# What classes & commands are ideal for show ring prep?



## Vita (Sep 23, 2017)

There's a lot involved in conformation showing (a good groomer, finding a handler, possibly travel), and I'm not even sure if I'll show Sachii. It's a lot and I'm no longer sure I have time for the intensity of that level of preparation. Possibly aving him go thru a trick dog class seems more fun and manageable.

I am specifically asking about what verbal commands that pups in the 6 to 12 month old categories would need to know before stepping paw in a show ring. I'm also guessing that Puppy Kindergarten is a good start, but what is the next step up that could be helpful? Thanks.


----------



## Poodlebeguiled (May 27, 2013)

If you decide to show, take a handling class.
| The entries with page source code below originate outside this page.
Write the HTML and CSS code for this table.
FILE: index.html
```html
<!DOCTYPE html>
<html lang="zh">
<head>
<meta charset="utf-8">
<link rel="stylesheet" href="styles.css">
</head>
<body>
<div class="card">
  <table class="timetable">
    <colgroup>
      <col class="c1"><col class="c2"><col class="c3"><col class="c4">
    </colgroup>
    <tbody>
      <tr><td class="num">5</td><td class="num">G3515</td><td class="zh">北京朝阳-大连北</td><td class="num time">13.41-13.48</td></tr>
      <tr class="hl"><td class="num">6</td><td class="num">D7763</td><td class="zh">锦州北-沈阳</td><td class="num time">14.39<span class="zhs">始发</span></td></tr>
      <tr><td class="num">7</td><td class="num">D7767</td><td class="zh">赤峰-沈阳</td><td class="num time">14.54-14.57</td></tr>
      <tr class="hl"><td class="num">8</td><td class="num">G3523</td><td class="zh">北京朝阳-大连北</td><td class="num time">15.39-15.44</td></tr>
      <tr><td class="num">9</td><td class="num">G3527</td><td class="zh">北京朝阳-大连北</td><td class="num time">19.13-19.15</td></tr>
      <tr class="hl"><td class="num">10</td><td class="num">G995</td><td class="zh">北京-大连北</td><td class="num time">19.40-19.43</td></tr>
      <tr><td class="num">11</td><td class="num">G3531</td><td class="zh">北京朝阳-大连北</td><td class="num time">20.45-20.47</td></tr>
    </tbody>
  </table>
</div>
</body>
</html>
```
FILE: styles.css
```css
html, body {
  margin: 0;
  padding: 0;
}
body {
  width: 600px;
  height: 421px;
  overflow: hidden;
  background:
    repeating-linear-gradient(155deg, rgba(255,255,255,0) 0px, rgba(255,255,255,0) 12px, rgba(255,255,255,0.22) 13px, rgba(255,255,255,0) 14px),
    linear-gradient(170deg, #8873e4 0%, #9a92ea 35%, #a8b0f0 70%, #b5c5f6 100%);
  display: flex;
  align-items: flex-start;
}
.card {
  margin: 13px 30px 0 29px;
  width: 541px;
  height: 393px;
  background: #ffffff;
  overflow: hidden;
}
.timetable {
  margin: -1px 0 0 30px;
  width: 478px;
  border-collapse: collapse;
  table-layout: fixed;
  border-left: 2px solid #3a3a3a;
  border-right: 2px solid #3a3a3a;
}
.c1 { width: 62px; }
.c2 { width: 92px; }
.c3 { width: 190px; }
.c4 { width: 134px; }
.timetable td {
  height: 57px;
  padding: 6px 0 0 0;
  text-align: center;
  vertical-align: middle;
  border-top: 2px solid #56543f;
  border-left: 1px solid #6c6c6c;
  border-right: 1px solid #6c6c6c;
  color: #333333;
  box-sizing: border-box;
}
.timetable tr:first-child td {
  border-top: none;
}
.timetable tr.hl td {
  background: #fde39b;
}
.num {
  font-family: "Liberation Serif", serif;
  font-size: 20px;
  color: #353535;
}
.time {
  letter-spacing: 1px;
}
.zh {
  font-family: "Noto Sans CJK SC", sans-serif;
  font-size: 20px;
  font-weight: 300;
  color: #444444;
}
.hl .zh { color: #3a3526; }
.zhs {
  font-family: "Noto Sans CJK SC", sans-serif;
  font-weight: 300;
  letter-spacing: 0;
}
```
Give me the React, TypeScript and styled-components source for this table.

That's where you learn what to do to show off you dog the best way and to teach him how to free stack and keep his head up etc...how to hold the leash so he looks pretty. Good luck. I think a tricks class would be loads of fun. Good luck.


----------



## Vita (Sep 23, 2017)

This is very helpful, thank you.


----------



## Skylar (Jul 29, 2016)

Vita, I would start with a puppy class and then the basic obedience classes. I always recommend people work up to and take the AKC CGC class because that teaches you how to handle your dog safely when outside, around other dogs and people.
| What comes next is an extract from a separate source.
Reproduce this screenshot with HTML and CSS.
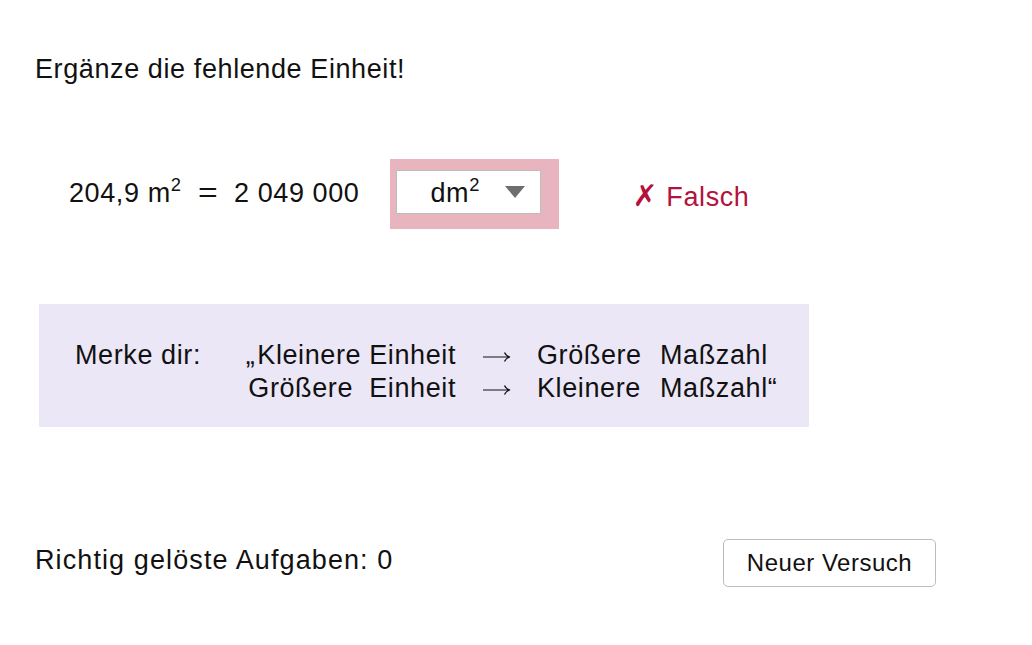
FILE: index.html
```html
<!DOCTYPE html>
<html lang="de">

<head>
    <meta charset="UTF-8">
    <meta name="viewport" content="width=device-width, initial-scale=1.0">
    <title>Einheiten ergänzen</title>
    <link rel="stylesheet" href="styles.css">
</head>

<body>
    <div class="page">
        <h1 class="task">Ergänze die fehlende Einheit!</h1>

        <!-- Aufgabe -->
        <div class="equation-row">
            <div class="equation">204,9 m<sup>2</sup><span class="eq">=</span>2 049 000</div>
            <div class="answer wrong">
                <div class="unit-select">
                    <span class="unit">dm<sup>2</sup></span>
                    <span class="caret"></span>
                </div>
            </div>
            <div class="feedback"><span class="cross">✗</span> Falsch</div>
        </div>

        <!-- Merksatz -->
        <div class="hint">
            <div class="hint-grid">
                <span class="label">Merke dir:</span>
                <span class="left"><span class="quote">„</span>Kleinere Einheit</span>
                <span class="arrow"><svg width="28" height="12" viewBox="0 0 28 12"><path d="M0 6H26.5M21.5 1.5Q23 5 27 6Q23 7 21.5 10.5" fill="none" stroke="#111" stroke-width="1.2"/></svg></span>
                <span>Größere</span>
                <span>Maßzahl</span>

                <span></span>
                <span class="left">Größere&nbsp; Einheit</span>
                <span class="arrow"><svg width="28" height="12" viewBox="0 0 28 12"><path d="M0 6H26.5M21.5 1.5Q23 5 27 6Q23 7 21.5 10.5" fill="none" stroke="#111" stroke-width="1.2"/></svg></span>
                <span>Kleinere</span>
                <span>Maßzahl“</span>
            </div>
        </div>

        <!-- Ergebnis -->
        <div class="footer">
            <div class="score">Richtig gelöste Aufgaben: 0</div>
            <button class="retry" type="button">Neuer Versuch</button>
        </div>
    </div>
</body>

</html>
```

FILE: styles.css
```css
body {
    margin: 0;
    background-color: #fff;
    color: #111;
    font-family: "Liberation Sans", Arial, sans-serif;
    font-size: 27px;
    letter-spacing: 0.6px;
}

.page {
    width: 1032px;
    height: 645px;
    overflow: hidden;
}

sup {
    font-size: 0.68em;
    line-height: 0;
    vertical-align: 0.62em;
}

.task {
    margin: 54px 0 0 35px;
    font-size: 27px;
    font-weight: normal;
    line-height: 30px;
}

.equation-row {
    display: flex;
    align-items: flex-start;
    margin-top: 75px;
    padding-left: 69px;
}

.equation {
    margin-top: 19px;
    line-height: 30px;
}

.eq {
    padding: 0 18px;
    display: inline-block;
    transform: scaleX(1.25);
}

.answer {
    margin-left: 31px;
    padding: 11px 18px 15px 6px;
}

.answer.wrong {
    background-color: #e8b5bf;
}

.unit-select {
    display: flex;
    align-items: center;
    box-sizing: border-box;
    width: 145px;
    height: 44px;
    padding-left: 33px;
    background-color: #fff;
    border: 1px solid #bdbdbd;
}

.unit {
    line-height: 30px;
    margin-top: 2px;
}

.caret {
    width: 0;
    height: 0;
    margin-left: 25px;
    border-left: 10px solid transparent;
    border-right: 10px solid transparent;
    border-top: 12px solid #6e6e6e;
}

.feedback {
    margin: 22px 0 0 73px;
    color: #b3123c;
    font-size: 27px;
    line-height: 30px;
}

.cross {
    font-family: "DejaVu Sans", sans-serif;
    font-size: 30px;
    font-weight: bold;
}

.hint {
    width: 770px;
    height: 123px;
    box-sizing: border-box;
    margin: 75px 0 0 39px;
    padding: 35px 0 0 36px;
    background-color: #ebe7f7;
}

.hint-grid {
    display: grid;
    grid-template-columns: 163px 218px 81px 123px auto;
    line-height: 33px;
}

.hint-grid .left {
    text-align: right;
}

.hint-grid .quote {
    margin-right: 2px;
}

.hint-grid .arrow {
    display: flex;
    justify-content: center;
    align-items: center;
    padding-top: 2px;
}

.footer {
    display: flex;
    justify-content: space-between;
    align-items: center;
    width: 901px;
    margin: 112px 0 0 35px;
}

.score {
    line-height: 30px;
    margin-top: -6px;
    letter-spacing: 1.1px;
}

.retry {
    width: 213px;
    height: 48px;
    background-color: #fff;
    color: #111;
    border: 1px solid #bcbcbc;
    border-radius: 5px;
    font-family: "Liberation Sans", Arial, sans-serif;
    font-size: 24px;
    letter-spacing: 0.5px;
    cursor: pointer;
}
```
Basic obedience underlies all the dogs sports including conformation so you can't go wrong taking these classes. What I loved about taking them is I learned how to properly train my dog. I never took tricks class - didn't need to because I had the skills to train her at home. Even though you never took Bella, you can train her with what you are learning in the classes too so both your dogs will have that wonderful advantage.

Conformation classes are necessary for showing in conformation. Not only do you learn the routine and how to show your dog off to it's best advantage, but you will make friends, find mentors and have the support you will need. It's like networking in the business world.


----------



## Vita (Sep 23, 2017)

Thanks Sklar!


----------